As you start to bring in different data sources, you start with all the stuff that you know you're going to need right away.

Winters: For me, my problem was that no one had ever tried to do it in my company before. We walked in with effectively a clean slate. But as you start to bring in different data sources, you start with all the stuff that you know you're going to need right away.

You start seeing needed links for other data sources. At this point, we're pulling data from thousands of databases, merging with dozens of application programming interfaces (APIs). You're pulling in your web log data, so that you can personalize for those folks who aren’t giving you registration information.

For me the challenge was multi-fold. How do you deal with this data problem, with this variety and volume information? How do you present it in a meaningful fashion for employees who've never looked at data before, so that they can make good decisions on it? And how do you run models against it and feed that back into a production environment as quickly as possible, so that you can give those customers a better experience than they were ever getting before on your platform?

Gardner: How did you solve it?

Winters: We're still trying to solve it, to be honest. If you look at it, we've built a technology stack that is a mixture of open source, commercial, and proprietary software that we've developed to solve these different problems. It's an ongoing journey for us -- how we do these things, and we're moving forward two steps, falling back one, and continuing along this path.

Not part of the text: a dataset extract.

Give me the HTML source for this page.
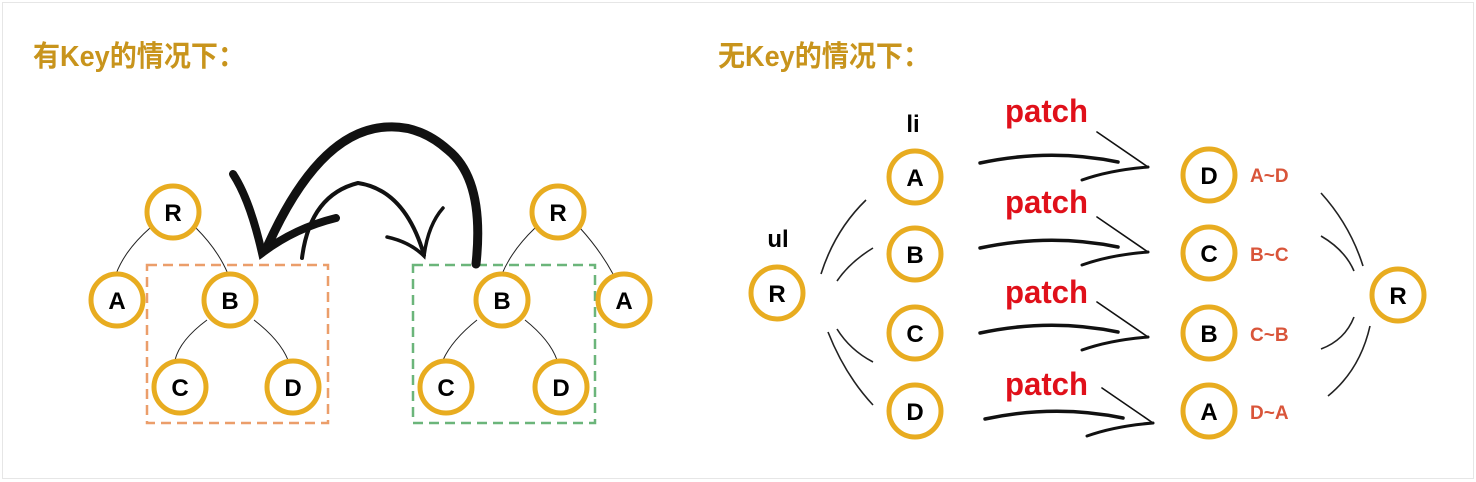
<!DOCTYPE html>
<html><head><meta charset="utf-8"><style>
html,body{margin:0;padding:0;background:#fff;}
body{width:1476px;height:482px;overflow:hidden;font-family:"Liberation Sans","Noto Sans CJK SC",sans-serif;}
svg{display:block}
</style></head><body>
<svg width="1476" height="482" viewBox="0 0 1476 482" xmlns="http://www.w3.org/2000/svg" font-family="Liberation Sans, Noto Sans CJK SC, sans-serif">
<rect x="2.5" y="2.5" width="1471" height="476" fill="#fff" stroke="#e6e6e6" stroke-width="1"/>
<text x="33" y="66" font-size="29" font-weight="bold" fill="#c8941c" textLength="212" lengthAdjust="spacingAndGlyphs">有Key的情况下：</text>
<text x="718" y="66" font-size="29" font-weight="bold" fill="#c8941c" textLength="212" lengthAdjust="spacingAndGlyphs">无Key的情况下：</text>

<g fill="none" stroke="#222" stroke-width="1">
<path d="M150,228 Q125,250 116,274"/><path d="M196,228 Q218,250 228,274"/>
<path d="M207,320 Q180,340 175,360"/><path d="M254,320 Q280,340 288,360"/>
<path d="M535,228 Q512,250 502,274"/><path d="M580,228 Q600,250 613,274"/>
<path d="M477,320 Q452,340 443,360"/><path d="M525,320 Q550,340 557,360"/>
</g>
<rect x="147" y="265" width="181" height="158" fill="none" stroke="#eb9e6a" stroke-width="2.5" stroke-dasharray="10,6"/>
<rect x="413" y="265" width="182" height="158" fill="none" stroke="#6bb57a" stroke-width="2.5" stroke-dasharray="10,6"/>

<g fill="none" stroke="#111" stroke-linecap="round">
<path d="M476,264 Q485,180 448,150 Q420,125 387,127 Q320,130 268,245" stroke-width="9"/>
<path d="M233,174 Q250,200 262,253 Q295,228 336,218" stroke-width="8"/>
<path d="M302,258 Q310,195 358,183 Q405,190 424,255" stroke-width="4"/>
<path d="M387,237 Q410,242 424,256 Q428,225 443,208" stroke-width="3.5"/>
</g>

<g fill="#fff" stroke="#e8ac20" stroke-width="5">
<circle cx="173" cy="212" r="26"/><circle cx="117" cy="300" r="26"/><circle cx="230" cy="300" r="26"/>
<circle cx="180" cy="387" r="26"/><circle cx="293" cy="387" r="26"/>
<circle cx="558" cy="212" r="26"/><circle cx="502" cy="300" r="26"/><circle cx="624" cy="300" r="26"/>
<circle cx="446" cy="387" r="26"/><circle cx="561" cy="387" r="26"/>
<circle cx="777" cy="293" r="26"/>
<circle cx="915" cy="177" r="26"/><circle cx="915" cy="254" r="26"/><circle cx="915" cy="333" r="26"/><circle cx="915" cy="411" r="26"/>
<circle cx="1209" cy="175" r="26"/><circle cx="1209" cy="253" r="26"/><circle cx="1209" cy="333" r="26"/><circle cx="1209" cy="411" r="26"/>
<circle cx="1398" cy="295" r="26"/>
</g>
<g font-size="24" font-weight="bold" fill="#000" text-anchor="middle">
<text x="173" y="221">R</text><text x="117" y="309">A</text><text x="230" y="309">B</text><text x="180" y="396">C</text><text x="293" y="396">D</text>
<text x="558" y="221">R</text><text x="502" y="309">B</text><text x="624" y="309">A</text><text x="446" y="396">C</text><text x="561" y="396">D</text>
<text x="777" y="302">R</text>
<text x="915" y="186">A</text><text x="915" y="263">B</text><text x="915" y="342">C</text><text x="915" y="420">D</text>
<text x="1209" y="184">D</text><text x="1209" y="262">C</text><text x="1209" y="342">B</text><text x="1209" y="420">A</text>
<text x="1398" y="304">R</text>
<text x="778" y="247">ul</text><text x="913" y="132">li</text>
</g>
<g font-size="32" font-weight="bold" fill="#e0101a">
<text x="1005" y="122" textLength="83" lengthAdjust="spacingAndGlyphs">patch</text>
<text x="1005" y="213" textLength="83" lengthAdjust="spacingAndGlyphs">patch</text>
<text x="1005" y="303" textLength="83" lengthAdjust="spacingAndGlyphs">patch</text>
<text x="1005" y="395" textLength="83" lengthAdjust="spacingAndGlyphs">patch</text>
</g>
<g font-size="19" font-weight="bold" fill="#d9553a">
<text x="1250" y="182">A~D</text><text x="1250" y="261">B~C</text><text x="1250" y="341">C~B</text><text x="1250" y="419">D~A</text>
</g>
<g fill="none" stroke="#222" stroke-width="1.6">
<path d="M821,274 Q835,230 866,200"/><path d="M837,281 Q850,262 873,248"/>
<path d="M837,329 Q850,350 873,362"/><path d="M828,332 Q845,375 873,405"/>
<path d="M1321,193 Q1350,225 1363,266"/><path d="M1321,236 Q1345,250 1354,271"/>
<path d="M1354,317 Q1345,340 1321,349"/><path d="M1370,326 Q1360,370 1328,396"/>
</g>
<g fill="none" stroke="#111" stroke-linecap="round">
<g id="ar">
<path d="M980,163 Q1050,148 1118,162" stroke-width="3.5"/>
<path d="M1097,132 L1148,167" stroke-width="1.6"/>
<path d="M1082,180 Q1110,170 1148,167" stroke-width="3"/>
</g>
<use href="#ar" y="85"/><use href="#ar" y="170"/><use href="#ar" x="5" y="256"/>
</g>
</svg>
</body></html>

Gardner: What was it about an HP Vertica architecture that helped mitigate some of these issues? Was there a comparison to the way you had done it before, or did you go directly to a Vertica solution when you encountered these issues?

Large data

Winters: When we first started looking for a data warehouse appliance or application, we were running Postgres with no indices, just copies of production data. For data guys, that means that a query will take eight hours to execute. It's a table of a couple of million rows.

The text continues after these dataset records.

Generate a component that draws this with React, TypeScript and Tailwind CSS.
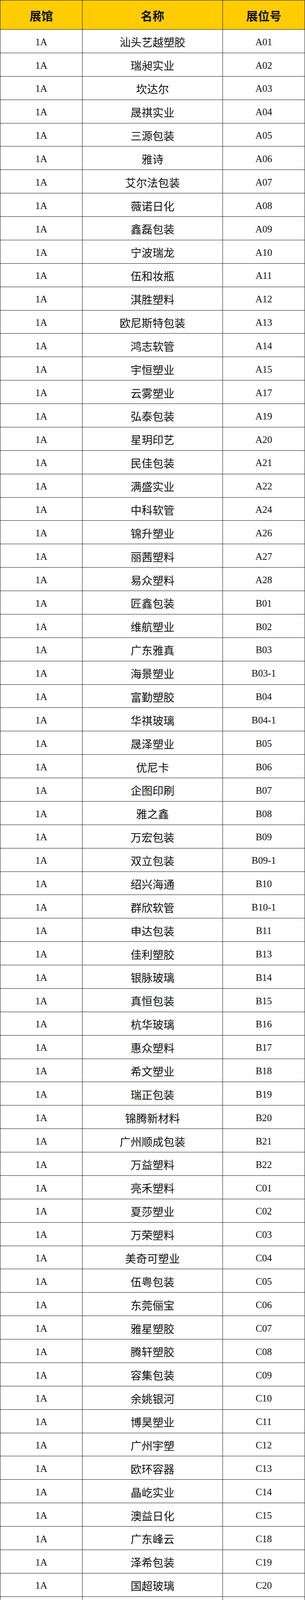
import React from "react";

const rows: [string, string][] = [
  ["汕头艺越塑胶", "A01"],
  ["瑞昶实业", "A02"],
  ["坎达尔", "A03"],
  ["晟祺实业", "A04"],
  ["三源包装", "A05"],
  ["雅诗", "A06"],
  ["艾尔法包装", "A07"],
  ["薇诺日化", "A08"],
  ["鑫磊包装", "A09"],
  ["宁波瑞龙", "A10"],
  ["伍和妆瓶", "A11"],
  ["淇胜塑料", "A12"],
  ["欧尼斯特包装", "A13"],
  ["鸿志软管", "A14"],
  ["宇恒塑业", "A15"],
  ["云雾塑业", "A17"],
  ["弘泰包装", "A19"],
  ["星玥印艺", "A20"],
  ["民佳包装", "A21"],
  ["满盛实业", "A22"],
  ["中科软管", "A24"],
  ["锦升塑业", "A26"],
  ["丽茜塑料", "A27"],
  ["易众塑料", "A28"],
  ["匠鑫包装", "B01"],
  ["维航塑业", "B02"],
  ["广东雅真", "B03"],
  ["海景塑业", "B03-1"],
  ["富勤塑胶", "B04"],
  ["华祺玻璃", "B04-1"],
  ["晟泽塑业", "B05"],
  ["优尼卡", "B06"],
  ["企图印刷", "B07"],
  ["雅之鑫", "B08"],
  ["万宏包装", "B09"],
  ["双立包装", "B09-1"],
  ["绍兴海通", "B10"],
  ["群欣软管", "B10-1"],
  ["申达包装", "B11"],
  ["佳利塑胶", "B13"],
  ["银脉玻璃", "B14"],
  ["真恒包装", "B15"],
  ["杭华玻璃", "B16"],
  ["惠众塑料", "B17"],
  ["希文塑业", "B18"],
  ["瑞正包装", "B19"],
  ["锦腾新材料", "B20"],
  ["广州顺成包装", "B21"],
  ["万益塑料", "B22"],
  ["亮禾塑料", "C01"],
  ["夏莎塑业", "C02"],
  ["万荣塑料", "C03"],
  ["美奇可塑业", "C04"],
  ["伍粤包装", "C05"],
  ["东莞俪宝", "C06"],
  ["雅星塑胶", "C07"],
  ["腾轩塑胶", "C08"],
  ["容集包装", "C09"],
  ["余姚银河", "C10"],
  ["博昊塑业", "C11"],
  ["广州宇塑", "C12"],
  ["欧环容器", "C13"],
  ["晶屹实业", "C14"],
  ["澳益日化", "C15"],
  ["广东峰云", "C18"],
  ["泽希包装", "C19"],
  ["国超玻璃", "C20"],
  ["顺源塑料", "C21"],
  ["容光塑业", "C22"],
  ["凯沛包装", "C23"],
  ["金椰塑业", "C24"],
  ["科尔美妆", "C25"],
  ["伊梵玻璃", "C28"],
  ["还珠容器", "C29"],
  ["千峰玻璃", "C37"],
  ["圣瑞斯包装", "C38"],
  ["兴桥塑业", "C39"],
  ["中兴五金", "C42"],
];

const serif = "font-['Liberation_Serif','Times_New_Roman',serif]";
const cjk = "font-['Noto_Sans_CJK_SC','Noto_Sans',sans-serif]";

export default function App() {
  return (
    <div className="w-[780px] bg-white text-[#111]">
      <div className="w-[780px] border-l border-r border-[#151515]">
        <div className="grid grid-cols-[210px_359px_1fr] h-[76px] bg-[#FFCC00] border-t border-b border-[#151515]">
          <div
            className={`flex items-center justify-center border-r border-[#151515] pt-[2px] text-[30px] font-bold ${cjk}`}
          >
            展馆
          </div>
          <div
            className={`flex items-center justify-center border-r border-[#151515] pt-[2px] text-[30px] font-bold ${cjk}`}
          >
            名称
          </div>
          <div
            className={`flex items-center justify-center pt-[2px] text-[30px] font-bold ${cjk}`}
          >
            展位号
          </div>
        </div>
        {rows.map(([name, code]) => (
          <div
            key={code}
            className="grid grid-cols-[210px_359px_1fr] h-[59.88px] border-b border-[#151515]"
          >
            <div
              className={`flex items-center justify-center border-r border-[#151515] pt-[4px] text-[25px] ${serif}`}
            >
              1A
            </div>
            <div
              className={`flex items-center justify-center border-r border-[#151515] pt-[4px] text-[28px] ${cjk}`}
            >
              {name}
            </div>
            <div
              className={`flex items-center justify-center pt-[4px] text-[25px] ${serif}`}
            >
              {code}
            </div>
          </div>
        ))}
      </div>
    </div>
  );
}
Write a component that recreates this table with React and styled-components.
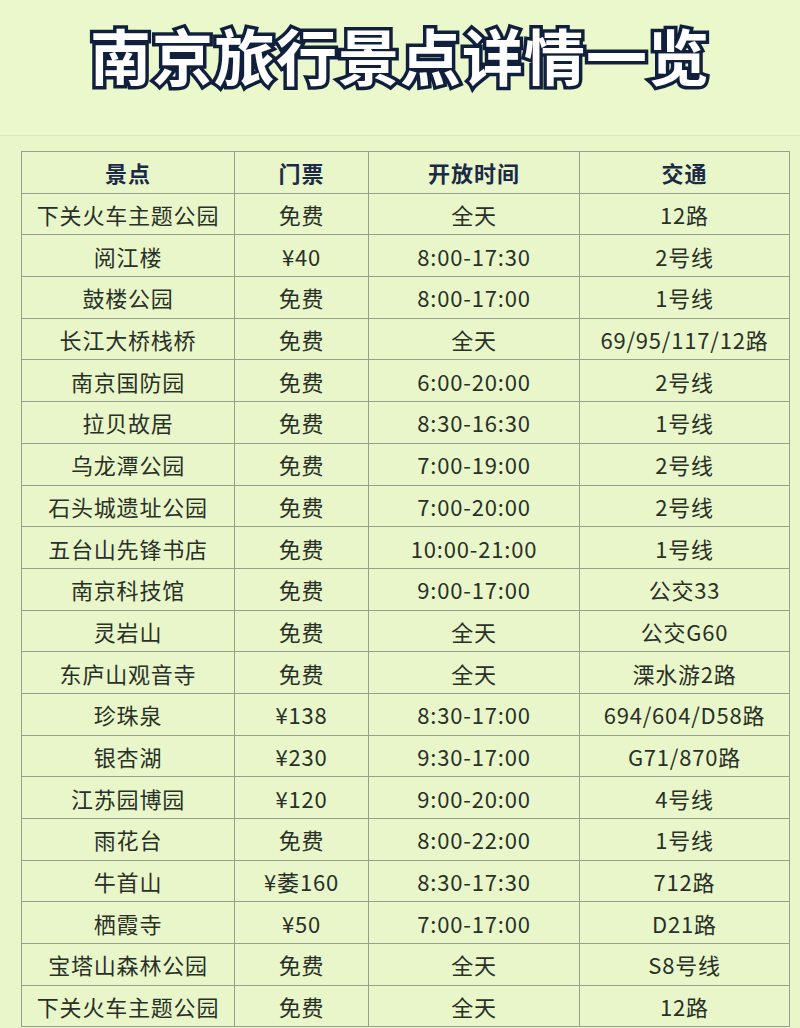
import React from "react";
import styled, { createGlobalStyle } from "styled-components";

const GlobalStyle = createGlobalStyle`
  html, body {
    margin: 0;
    padding: 0;
    background: #e9f6c9;
  }
  body {
    font-family: "Noto Sans CJK SC", "Noto Sans", sans-serif;
  }
`;

const Page = styled.div`
  width: 800px;
  height: 1028px;
  overflow: hidden;
  background: #e9f6c9;
`;

const Header = styled.header`
  height: 136px;
  display: flex;
  justify-content: center;
  padding-top: 15px;
  box-sizing: border-box;
  border-bottom: 1px solid #dde9bd;
  background: #ebf8cc;
`;

const Title = styled.h1`
  margin: 0;
  font-size: 61px;
  line-height: 80px;
  font-weight: 700;
  letter-spacing: 1px;
  color: #ffffff;
  -webkit-text-stroke: 7px #10203c;
  paint-order: stroke fill;
`;

const TableWrap = styled.div`
  padding: 15px 0 0 21px;
`;

const Table = styled.table`
  border-collapse: collapse;
  table-layout: fixed;
  width: 768px;
`;

const Col = styled.col`
  width: ${(p) => p.$w}px;
`;

const Th = styled.th`
  height: 40.7px;
  padding: 0;
  border: 1px solid #97a08c;
  font-size: 22px;
  font-weight: 700;
  color: #1b2a46;
  letter-spacing: 1px;
  text-align: center;
`;

const Td = styled.td`
  height: 40.7px;
  padding: 0;
  border: 1px solid #97a08c;
  font-size: 22px;
  font-weight: 400;
  color: #283028;
  letter-spacing: 0.8px;
  text-align: center;
  white-space: nowrap;
`;

const cols = [213, 134, 211, 210];
const heads = ["景点", "门票", "开放时间", "交通"];

const rows = [
  ["下关火车主题公园", "免费", "全天", "12路"],
  ["阅江楼", "¥40", "8:00-17:30", "2号线"],
  ["鼓楼公园", "免费", "8:00-17:00", "1号线"],
  ["长江大桥栈桥", "免费", "全天", "69/95/117/12路"],
  ["南京国防园", "免费", "6:00-20:00", "2号线"],
  ["拉贝故居", "免费", "8:30-16:30", "1号线"],
  ["乌龙潭公园", "免费", "7:00-19:00", "2号线"],
  ["石头城遗址公园", "免费", "7:00-20:00", "2号线"],
  ["五台山先锋书店", "免费", "10:00-21:00", "1号线"],
  ["南京科技馆", "免费", "9:00-17:00", "公交33"],
  ["灵岩山", "免费", "全天", "公交G60"],
  ["东庐山观音寺", "免费", "全天", "溧水游2路"],
  ["珍珠泉", "¥138", "8:30-17:00", "694/604/D58路"],
  ["银杏湖", "¥230", "9:30-17:00", "G71/870路"],
  ["江苏园博园", "¥120", "9:00-20:00", "4号线"],
  ["雨花台", "免费", "8:00-22:00", "1号线"],
  ["牛首山", "¥萎160", "8:30-17:30", "712路"],
  ["栖霞寺", "¥50", "7:00-17:00", "D21路"],
  ["宝塔山森林公园", "免费", "全天", "S8号线"],
  ["下关火车主题公园", "免费", "全天", "12路"],
];

export default function App() {
  return (
    <Page>
      <GlobalStyle />
      <Header>
        <Title>南京旅行景点详情一览</Title>
      </Header>
      <TableWrap>
        <Table>
          <colgroup>
            {cols.map((w, i) => (
              <Col key={i} $w={w} />
            ))}
          </colgroup>
          <thead>
            <tr>
              {heads.map((h) => (
                <Th key={h}>{h}</Th>
              ))}
            </tr>
          </thead>
          <tbody>
            {rows.map((r, i) => (
              <tr key={i}>
                {r.map((c, j) => (
                  <Td key={j}>{c}</Td>
                ))}
              </tr>
            ))}
          </tbody>
        </Table>
      </TableWrap>
    </Page>
  );
}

We knew that a typical row-based solution was out. So we started looking at some of the other applications out there. The big ones are Teradata, Exadata, and Greenplum, but you're going to have to mortgage the house of every employee in the company to be able to afford a license for those applications, and we're a pretty small company. So those were out.

Then, we started looking at some of the other boutique vendors like Infobright, and basically we saw that with Vertica, we can have relatively low load on our database administrator (DBA), so we can develop quickly without a lot of maintenance.

The pricing model fits what we need to achieve, and the performance is so good that we don't have to spend a ton of time on optimization now. We can basically move very rapidly along this path of becoming a data-driven organization without having to get held up on index optimization or trying to optimize our queries and rewrite paths.
We can just throw a lot of stuff into the system, smash it together, take the results, and get big wins for the company quickly.

We can just throw a lot of stuff into the system, smash it together, take the results, and get big wins for the company quickly.

Gardner: And how important is it for you to be able to deploy this on appliances only, or do you have other directions that you would like to go with that?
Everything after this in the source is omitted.